Yesterday I acquired a small black and gold heart-shaped trinket box from Scope, which I am sure can be made suitably ominous – perhaps a tiny gilded skull mounted on the lid? And I remembered I already have a candle-stick which has been suitably customised (the cherub face decorating it was given red eyes and tiny fangs). So I am well on the way.
Now I am looking for small coloured cut glass bottles, which could contain perfumes – or poisons…but also look pretty…
May 20, 2014
A Lovely Surprise
I arrived home late, sunburned and footsore last night to find a friend had sent me a lovely parcel of Gothic whimsy – including a skull-shaped bottle of vodka, such as I have long wanted. I am inspired by a sudden wish to – when the contacts have been suitably dispatched – transform it into a perfume bottle, and use it to create a Gothic Dressing Table Set to include the perfume bottle, a jewelled crucifix, a dagger, and such bijoux and bibelots as seem suitable – black or red velvet and black lace might feature too…
I think it would look so charming…
May 14, 2014
New Things
Today I had my first serious singing lesson and on Friday I will be giving my first solo performance as a story teller at the Vestry House Museum in Walthamstow for their Museums at Night Evening. I will be telling the story of how Epping Forest was saved from enclosure by an act of Parliament that laid down that the Conservators of the forest “shall at all times keep Epping Forest unenclosed and unbuilt on as an open space for the recreation and enjoyment of the people,” thanks very much to the courage and determination of Thomas Willingale of Loughton, his family, and fellow holders of Lopping Rights.
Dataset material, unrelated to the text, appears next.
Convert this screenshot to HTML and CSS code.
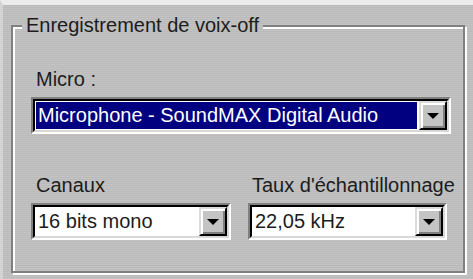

So perhaps Old Dogs can learn new tricks after all.
April 21, 2014
The return of the Little Chimaera
My short story collection, A Chimaera in My Wardrobe is once more available in ebook on Amazon in pristine format.
April 7, 2014
Strange Tales
I have now established the origin of one more of my mother’s weird sayings – I had already decided that her ‘He’d complain if his behind was alight’ – a circumstance which, I always thought, would certainly be a legitimate cause for complaint in the most balanced individual must have been a shortening of the phrase ‘he’s the sort of man who’d sit on the fire and then complain that his behind was alight’ which makes sense…and that found that ‘in and out like a dog at a fair’ is a genuine idiom.
Now, by sheer serendipity I discovered that the little verse she used to say: ‘Hide me, cherry tree, hide me, for fear the old witch should find me, for if she do she’ll break my bones and bury me under the marble stones’ – is from a genuine London folk tale, apparently, a little known variant of Mother Holle which I came across in London Folk Tales by Helen East, published by The History Press and a very nice collection it is.
Now if anyone can speculate on the origin of this strange phrase, muttered on seeing a long haired man, of whom, in the seventies, there were many: “Head of hair, will you marry me daughter?” I would be a happy bunny. The rythm sounds Irish – even Gaelic… but… I don’t know.